YOUR INSTRUCTIONS.
An exact copy of all the data is required, with pictures left out.
## Begin DATA EXTRACT
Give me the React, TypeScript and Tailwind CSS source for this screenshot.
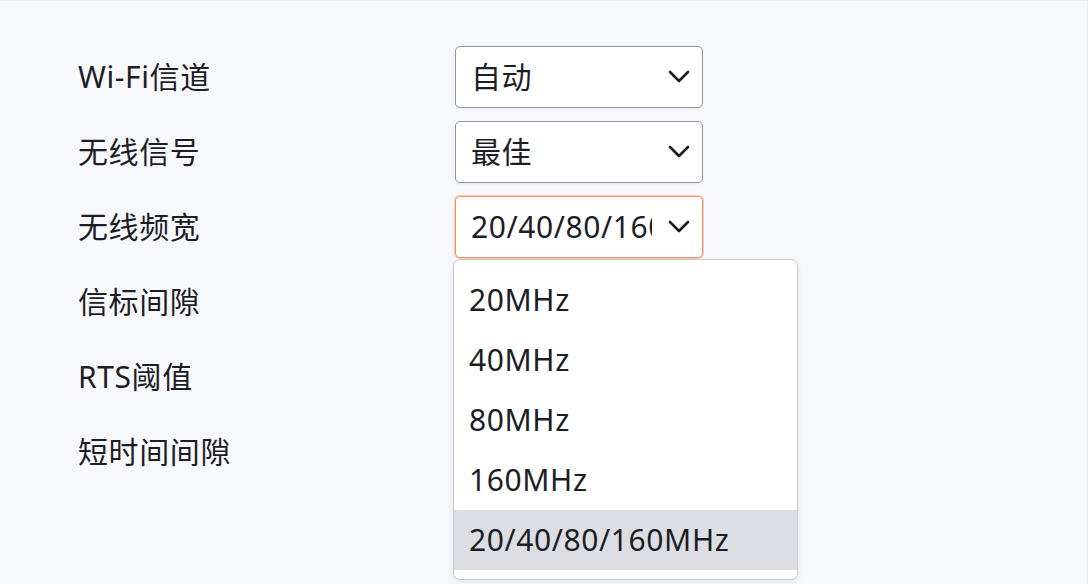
import React from "react";

const rows = ["Wi-Fi信道", "无线信号", "无线频宽", "信标间隙", "RTS阈值", "短时间间隙"];
const options = ["20MHz", "40MHz", "80MHz", "160MHz", "20/40/80/160MHz"];

const Chevron = () => (
  <svg width="22" height="13" viewBox="0 0 22 13" fill="none" className="shrink-0">
    <path d="M2 2l9 9 9-9" stroke="#1b1b22" strokeWidth="2.6" strokeLinecap="round" strokeLinejoin="round" />
  </svg>
);

function Select({ value, active }: { value: string; active?: boolean }) {
  return (
    <div
      className={`flex items-center h-[62px] w-[248px] rounded-[5px] bg-white pl-[15px] pr-[12px] border ${
        active
          ? "border-[#ef9466] shadow-[0_0_0_1px_rgba(239,148,102,0.45)]"
          : "border-[#96969e] shadow-[0_1px_2px_rgba(0,0,0,0.08)]"
      }`}
    >
      <span className="flex-1 overflow-hidden whitespace-nowrap mr-[16px]">{value}</span>
      <Chevron />
    </div>
  );
}

export default function App() {
  const values: Record<number, string> = { 0: "自动", 1: "最佳", 2: "20/40/80/160MHz" };

  return (
    <div
      className="w-[1088px] h-[584px] overflow-hidden bg-[#f7f8fb] border-t border-r border-[#eceef2] text-[#1d1d26] text-[30px] tracking-[0.6px]"
      style={{ fontFamily: '"Noto Sans", "Noto Sans CJK SC", sans-serif' }}
    >
      <div className="pt-[38px] pl-[78px] flex flex-col">
        {rows.map((label, i) => (
          <div key={label} className="flex items-center h-[75px]">
            <div className="w-[377px] leading-none">{label}</div>
            {values[i] !== undefined && (
              <div className="relative">
                <Select value={values[i]} active={i === 2} />
                {i === 2 && (
                  <div className="absolute left-[-2px] top-[63px] w-[345px] h-[321px] rounded-[7px] bg-white border border-[#c9cad0] shadow-[0_2px_6px_rgba(0,0,0,0.08)] py-[10px] overflow-hidden z-10">
                    {options.map((o, k) => (
                      <div
                        key={o}
                        className={`h-[60px] flex items-center pl-[15px] ${k === 4 ? "bg-[#dddee4]" : ""}`}
                      >
                        {o}
                      </div>
                    ))}
                  </div>
                )}
              </div>
            )}
          </div>
        ))}
      </div>
    </div>
  );
}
## End DATA EXTRACT
REPLY.
Give me the React, TypeScript and Tailwind CSS source for this screenshot.
import React from "react";

const rows = ["Wi-Fi信道", "无线信号", "无线频宽", "信标间隙", "RTS阈值", "短时间间隙"];
const options = ["20MHz", "40MHz", "80MHz", "160MHz", "20/40/80/160MHz"];

const Chevron = () => (
  <svg width="22" height="13" viewBox="0 0 22 13" fill="none" className="shrink-0">
    <path d="M2 2l9 9 9-9" stroke="#1b1b22" strokeWidth="2.6" strokeLinecap="round" strokeLinejoin="round" />
  </svg>
);

function Select({ value, active }: { value: string; active?: boolean }) {
  return (
    <div
      className={`flex items-center h-[62px] w-[248px] rounded-[5px] bg-white pl-[15px] pr-[12px] border ${
        active
          ? "border-[#ef9466] shadow-[0_0_0_1px_rgba(239,148,102,0.45)]"
          : "border-[#96969e] shadow-[0_1px_2px_rgba(0,0,0,0.08)]"
      }`}
    >
      <span className="flex-1 overflow-hidden whitespace-nowrap mr-[16px]">{value}</span>
      <Chevron />
    </div>
  );
}

export default function App() {
  const values: Record<number, string> = { 0: "自动", 1: "最佳", 2: "20/40/80/160MHz" };

  return (
    <div
      className="w-[1088px] h-[584px] overflow-hidden bg-[#f7f8fb] border-t border-r border-[#eceef2] text-[#1d1d26] text-[30px] tracking-[0.6px]"
      style={{ fontFamily: '"Noto Sans", "Noto Sans CJK SC", sans-serif' }}
    >
      <div className="pt-[38px] pl-[78px] flex flex-col">
        {rows.map((label, i) => (
          <div key={label} className="flex items-center h-[75px]">
            <div className="w-[377px] leading-none">{label}</div>
            {values[i] !== undefined && (
              <div className="relative">
                <Select value={values[i]} active={i === 2} />
                {i === 2 && (
                  <div className="absolute left-[-2px] top-[63px] w-[345px] h-[321px] rounded-[7px] bg-white border border-[#c9cad0] shadow-[0_2px_6px_rgba(0,0,0,0.08)] py-[10px] overflow-hidden z-10">
                    {options.map((o, k) => (
                      <div
                        key={o}
                        className={`h-[60px] flex items-center pl-[15px] ${k === 4 ? "bg-[#dddee4]" : ""}`}
                      >
                        {o}
                      </div>
                    ))}
                  </div>
                )}
              </div>
            )}
          </div>
        ))}
      </div>
    </div>
  );
}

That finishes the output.